Najpiękniejsze w miłości jest to, że daje siłę, potrafi zaskakiwać, nawet jak znasz kogoś przez wiele lat, czytasz jak z otwartej księgi, to nie wieje nudą, nie masz poczucia stagnacji, rezygnacji. Pokonujesz przeszkody, walczysz o znalezienie najlepszego rozwiązania, bo kochasz i wiesz, że warto. Miłość nie znika pod ciężarem kłopotów. To rodzaj próby, z której starasz się wyjść zwycięsko, nie dla siebie. Dla Was. Bo mądra i dojrzała miłość daje miejsce na zachowanie indywidualności, niepowtarzalności. Wzmacnia to, co w Tobie najlepsze. Wtedy możesz być dla drugiej osoby. Nie zatracając siebie, swoich zainteresowań, nie rezygnując z marzeń.
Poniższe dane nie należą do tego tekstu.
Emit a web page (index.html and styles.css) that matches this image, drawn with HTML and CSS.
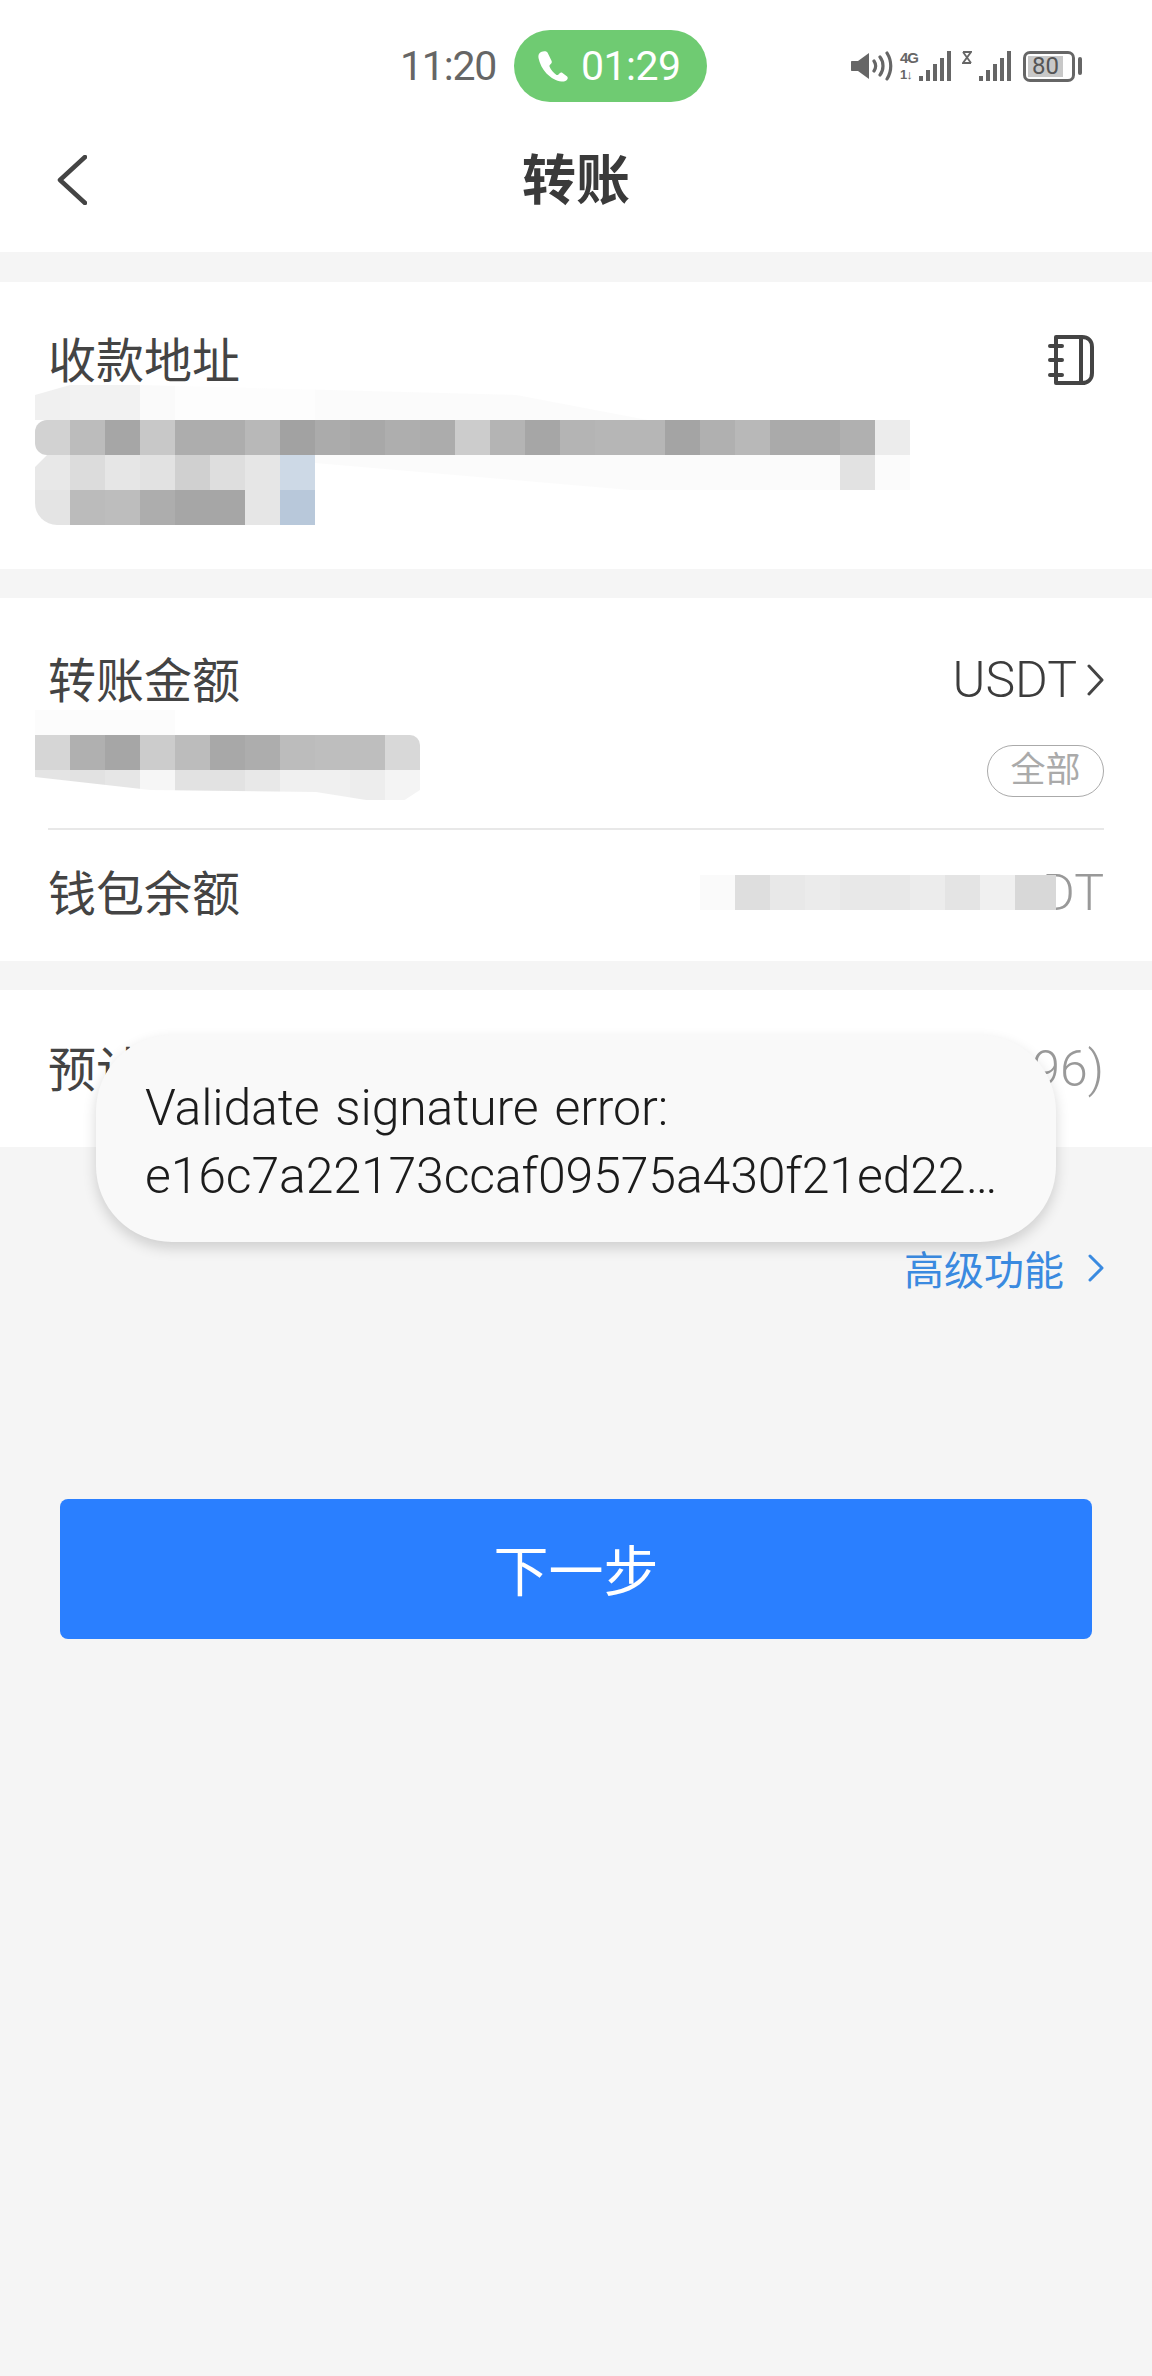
FILE: index.html
```html
<!DOCTYPE html>
<html lang="zh-CN">
  <head>
    <meta charset="UTF-8" />
    <meta name="viewport" content="width=device-width, initial-scale=1" />
    <title>转账</title>
    <link rel="stylesheet" href="styles.css">
  </head>
  <body>
    <div class="status-bar">
      <span class="clock">11:20</span>
      <span class="call-pill">
        <svg class="call-icon" viewBox="0 0 33 32"><path d="M4 2C2 3 1 5 1.500 8c1 5.500 4 11 8 15.500 4.500 4.500 10 7.500 15 8 2.500.2 5-.5 6-2.500.5-1 .2-2-.7-2.700l-4.300-3.300c-1-.6-2-.5-2.800.2l-1.500 1.500c-.5.4-1 .5-1.700.2-2.800-1.500-5.700-5-7-8.300-.2-.6-.1-1.100.3-1.500l1.400-1.500c.7-.8.8-1.800.3-2.800L10.500 2.500C9.300.8 6.500.8 4 2z" fill="#fff"/></svg>
        <span class="call-time">01:29</span>
      </span>
      <div class="status-icons">
        <svg class="speaker" width="42" height="30" viewBox="0 0 42 30">
          <path d="M1 10h6l11-8v26l-11-8H1c-.6 0-1-.4-1-1V11c0-.6.4-1 1-1z" fill="#666"/>
          <path d="M23 10c2 3 2 7 0 10M29 6c4 5 4 13 0 18M36 2c5 8 5 18 0 26" fill="none" stroke="#666" stroke-width="3.200" stroke-linecap="round"/>
        </svg>
        <span class="net">
          <span class="net-type">4G</span>
          <span class="net-arrows">1↓</span>
        </span>
        <svg class="bars" width="32" height="30" viewBox="0 0 32 30">
          <path d="M0 25h4v5H0zM7 19h4v11H7zM14 13h4v17h-4zM21 7h4v23h-4zM28 0h4v30h-4z" fill="#666"/>
        </svg>
        <svg class="hourglass" width="10" height="13" viewBox="0 0 10 13">
          <path d="M1 1h8L1 12h8" fill="none" stroke="#666" stroke-width="1.800"/>
          <path d="M1 1l8 11" fill="none" stroke="#666" stroke-width="1.800"/>
        </svg>
        <svg class="bars" width="32" height="30" viewBox="0 0 32 30">
          <path d="M0 25h4v5H0zM7 19h4v11H7zM14 13h4v17h-4zM21 7h4v23h-4zM28 0h4v30h-4z" fill="#666"/>
        </svg>
        <span class="battery">
          <span class="battery-body"><span class="battery-level">80</span></span>
          <span class="battery-tip"></span>
        </span>
      </div>
    </div>

    <header class="nav-bar">
      <svg class="back" width="30" height="50" viewBox="0 0 30 50"><path d="M28 2L3 25l25 23" fill="none" stroke="#444" stroke-width="4.500" stroke-linecap="round" stroke-linejoin="round"/></svg>
      <h1>转账</h1>
    </header>

    <section class="panel address-panel">
      <div class="row">
        <span class="label">收款地址</span>
        <svg class="book" width="46" height="52" viewBox="0 0 46 52">
          <path d="M8 3h26c6 0 10 4 10 10v26c0 6-4 10-10 10H8z" fill="none" stroke="#444" stroke-width="4" stroke-linejoin="round"/>
          <path d="M33 3v46M2 12h12M2 26h12M2 41h12" fill="none" stroke="#444" stroke-width="4" stroke-linecap="round"/>
        </svg>
      </div>
      <div class="address-blur">
        <div class="blur-row addr-1"></div>
        <div class="blur-row addr-2"></div>
        <div class="blur-row addr-3"></div>
        <div class="blur-row addr-4"></div>
      </div>
    </section>

    <section class="panel amount-panel">
      <div class="row">
        <span class="label">转账金额</span>
        <span class="unit">USDT
          <svg width="17" height="32" viewBox="0 0 17 32"><path d="M2 2l13 14L2 30" fill="none" stroke="#444" stroke-width="3" stroke-linecap="round" stroke-linejoin="round"/></svg>
        </span>
      </div>
      <div class="amount-row">
        <div class="amount-blur">
          <div class="blur-row amt-0"></div>
          <div class="blur-row amt-1"></div>
          <div class="blur-row amt-2"></div>
        </div>
        <span class="all-btn">全部</span>
      </div>
      <div class="balance-row">
        <span class="label">钱包余额</span>
        <span class="balance">
          <span class="balance-blur"></span>
          <span>DT</span>
        </span>
      </div>
    </section>

    <section class="panel fee-panel">
      <span class="label">预计</span>
      <span class="fee">96)</span>
    </section>

    <div class="advanced">
      <span>高级功能</span>
      <svg width="16" height="28" viewBox="0 0 16 28"><path d="M2 2l12 12L2 26" fill="none" stroke="#3a8ae0" stroke-width="3" stroke-linecap="round" stroke-linejoin="round"/></svg>
    </div>

    <button class="next-btn">下一步</button>

    <div class="toast">Validate signature error:<br>e16c7a22173ccaf09575a430f21ed22…</div>
  </body>
</html>
```

FILE: styles.css
```css
/* Basic Reset */
* {
  margin: 0;
  padding: 0;
  box-sizing: border-box;
}
body {
  position: relative;
  width: 1152px;
  min-height: 2376px;
  font-family: Roboto, "Noto Sans CJK SC", sans-serif;
  background-color: #f5f5f5;
  color: #444;
}

/* Status bar */
.status-bar {
  height: 132px;
  background: #fff;
  display: flex;
  align-items: center;
  padding: 0 70px 0 400px;
  color: #666;
}
.clock {
  font-size: 41px;
  letter-spacing: -1.2px;
  width: 114px;
}
.call-pill {
  width: 193px;
  height: 72px;
  border-radius: 36px;
  background: #6fcb72;
  color: #fff;
  font-size: 41px;
  display: flex;
  align-items: center;
  gap: 11px;
  padding-left: 23px;
}
.call-time {
  letter-spacing: -0.5px;
}
.call-icon {
  width: 33px;
  height: 32px;
}
.status-icons {
  margin-left: auto;
  display: flex;
  align-items: center;
  height: 32px;
}
.net {
  display: flex;
  flex-direction: column;
  justify-content: space-between;
  height: 30px;
  margin: 0 2px 0 7px;
  width: 17px;
  font-family: "Liberation Sans", sans-serif;
  font-weight: bold;
  line-height: 13px;
  white-space: nowrap;
}
.net-type {
  font-size: 15px;
  letter-spacing: -1px;
}
.net-arrows {
  font-size: 13px;
  letter-spacing: -1px;
}
.bars {
  flex: none;
}
.hourglass {
  margin: 0 7px 18px 11px;
}
.battery {
  margin-left: 12px;
  display: flex;
  align-items: center;
  gap: 3px;
}
.battery-body {
  width: 52px;
  height: 31px;
  border: 3px solid #666;
  border-radius: 7px;
  padding: 2px;
  display: flex;
}
.battery-level {
  width: 35px;
  background: #c8c8c8;
  font-size: 24px;
  line-height: 21px;
  text-align: center;
  color: #555;
}
.battery-tip {
  width: 4px;
  height: 18px;
  background: #666;
  border-radius: 2px;
}

/* Nav */
.nav-bar {
  height: 120px;
  background: #fff;
  position: relative;
  display: flex;
  justify-content: center;
  align-items: center;
  margin-bottom: 30px;
}
.nav-bar h1 {
  font-size: 54px;
  font-weight: bold;
  color: #3a3a3a;
  line-height: 60px;
  margin-bottom: 20px;
}
.back {
  position: absolute;
  left: 57px;
  top: 23px;
}

/* Panels */
.panel {
  background: #fff;
  margin-bottom: 29px;
}
.label {
  font-size: 48px;
  line-height: 64px;
  margin-bottom: -4px;
  color: #444;
}
.row {
  display: flex;
  justify-content: space-between;
  align-items: center;
  padding: 0 48px;
}
.blur-row {
  height: 35px;
}

.address-panel {
  height: 287px;
  padding-top: 48px;
}
.book {
  margin-right: 10px;
}
.address-blur {
  width: 875px;
  margin: -5px 0 0 35px;
}
.addr-1 {
  background: linear-gradient(to right, #f0f0f0 0 35px, #f2f2f2 0 105px, #fafafa 0 140px, #fdfdfd 0 280px, #fbfbfb 0 595px);
  clip-path: polygon(0 10px, 4% 0, 12% 0, 55% 10px, 70% 35px, 0 35px);
}
.addr-2 {
  background: linear-gradient(to right, #d2d2d2 0 35px, #bcbcbc 0 70px, #a6a6a6 0 105px, #c8c8c8 0 140px, #adadad 0 210px, #b8b8b8 0 245px, #a2a2a2 0 280px, #ababab 0 315px, #a8a8a8 0 350px, #aeaeae 0 385px, #acacac 0 420px, #ccc 0 455px, #b4b4b4 0 490px, #a6a6a6 0 525px, #b4b4b4 0 560px, #b6b6b6 0 630px, #a4a4a4 0 665px, #b0b0b0 0 700px, #b8b8b8 0 735px, #aaa 0 805px, #b0b0b0 0 840px, #ececec 0 875px);
  border-radius: 12px 0 0 12px;
}
.addr-3 {
  background: linear-gradient(to right, #e8e8e8 0 35px, #dcdcdc 0 70px, #e6e6e6 0 105px, #e2e2e2 0 140px, #d0d0d0 0 175px, #dedede 0 210px, #e6e6e6 0 245px, #cdd9e6 0 280px, #fbfbfb 0 805px, #e2e2e2 0 840px, #fbfbfb 0 875px);
  clip-path: polygon(12px 0, 100% 0, 100% 100%, 595px 100%, 280px 8px, 280px 100%, 0 100%, 0 12px);
}
.addr-4 {
  background: linear-gradient(to right, #e4e4e4 0 35px, #bbb 0 70px, #bdbdbd 0 105px, #adadad 0 140px, #a6a6a6 0 210px, #e6e6e6 0 245px, #b8c8da 0 280px, transparent 0);
  border-radius: 0 0 0 22px;
}

.amount-panel {
  height: 363px;
  padding-top: 52px;
}
.unit {
  font-size: 50px;
  line-height: 60px;
  font-weight: 300;
  display: flex;
  align-items: center;
  gap: 10px;
  color: #3c3c3c;
}
.amount-row {
  height: 120px;
  margin: 0 48px;
  border-bottom: 2px solid #e8e8e8;
  display: flex;
  justify-content: space-between;
  align-items: flex-start;
}
.amount-blur {
  width: 385px;
  margin-left: -13px;
}
.amt-0 {
  height: 25px;
  background: linear-gradient(to right, #fcfcfc 0 140px, #fff 0);
}
.amt-1 {
  background: linear-gradient(to right, #d6d6d6 0 35px, #b0b0b0 0 70px, #a6a6a6 0 105px, #ccc 0 140px, #bcbcbc 0 175px, #a8a8a8 0 210px, #adadad 0 245px, #bcbcbc 0 280px, #bebebe 0 350px, #d8d8d8 0 385px);
  border-radius: 0 10px 0 0;
}
.amt-2 {
  background: linear-gradient(to right, #e4e4e4 0 35px, #e2e2e2 0 70px, #e6e6e6 0 105px, #f6f6f6 0 140px, #e2e2e2 0 210px, #e8e8e8 0 245px, #f0f0f0 0 315px, #ededed 0 350px, #f4f4f4 0 385px);
  clip-path: polygon(0 0, 100% 0, 100% 20px, 96% 30px, 86% 30px, 73% 22px, 30% 20px, 0 7px);
}
.all-btn {
  width: 117px;
  height: 52px;
  margin-top: 35px;
  border: 1.500px solid #aaa;
  border-radius: 26px;
  font-size: 35px;
  line-height: 49px;
  text-align: center;
  color: #aaa;
}
.balance-row {
  height: 131px;
  margin: 0 48px;
  padding-bottom: 6px;
  display: flex;
  justify-content: space-between;
  align-items: center;
}
.balance {
  display: flex;
  align-items: center;
  font-size: 50px;
  font-weight: 300;
  color: #999;
}
/* covers the first letters of the balance */
.balance-blur {
  position: relative;
  z-index: 1;
  width: 356px;
  height: 35px;
  margin-right: -14px;
  background: linear-gradient(to right, #fafafa 0 35px, #dedede 0 70px, #e8e8e8 0 105px, #ebebeb 0 140px, #e8e8e8 0 210px, #ececec 0 245px, #e4e4e4 0 280px, #f0f0f0 0 315px, #d8d8d8 0 356px);
}

.fee-panel {
  height: 157px;
  margin-bottom: 0;
  padding: 0 48px;
  display: flex;
  justify-content: space-between;
  align-items: center;
}
.fee {
  font-size: 50px;
  font-weight: 300;
  color: #999;
}

.advanced {
  height: 50px;
  margin: 96px 48px 0 0;
  display: flex;
  justify-content: flex-end;
  align-items: center;
  gap: 24px;
  font-size: 40px;
  color: #3a8ae0;
}

.next-btn {
  display: block;
  width: 1032px;
  height: 140px;
  margin: 206px 0 0 60px;
  padding-bottom: 4px;
  border: none;
  border-radius: 8px;
  background: #2a7fff;
  color: #fff;
  font-family: inherit;
  font-size: 55px;
}

/* Toast over the form */
.toast {
  position: absolute;
  left: 96px;
  top: 1035px;
  width: 960px;
  height: 207px;
  padding: 39px 49px;
  border-radius: 76px;
  background: #f9f9f9;
  box-shadow: 0 6px 14px rgba(0, 0, 0, 0.16);
  font-size: 50px;
  line-height: 68px;
  font-weight: 300;
  letter-spacing: -0.15px;
  word-spacing: 4px;
  color: #1c1c1c;
  white-space: nowrap;
}
```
“Istnieje niezwykle potężna siła, dla której, jak dotąd, nauka nie znalazła oficjalnego wytłumaczenia. Owa siła zawiera w sobie i wpływa na wszystkie inne, stoi ponad wszelkimi zjawiskami działającymi we wszechświecie i do tej pory nie została jeszcze przez nas rozpoznana. Tą uniwersalną siłą jest miłość. (…) Ta siła wyjaśnia wszystko i nadaje życiu znaczenie”. Albert Einstein
Miłość to ludzie. Ich staranie, zaangażowanie, emocje. Ich pragnienia, indywidualność wpleciona we wspólną codzienność. Dbanie o siebie nawzajem, to czekanie przy oknie, wypatrywanie. To śmiech, radość z bycia razem. To sztuka kompromisu. Cierpliwość, nadzieja i świadomość, że możemy na kimś polegać, że dla kogoś jesteśmy najważniejsi. To czuły dotyk, ramiona, w których możemy się schować, przeczekać burze, to oczy kochanego człowieka, w których możemy się przejrzeć. To zainteresowanie drugą osobą. Słuchanie, reagowanie i dobre słowo. Bo “nie wystarczy pokochać, trzeba jeszcze umieć wziąć tę miłość w ręce i przenieść ją przez całe życie”.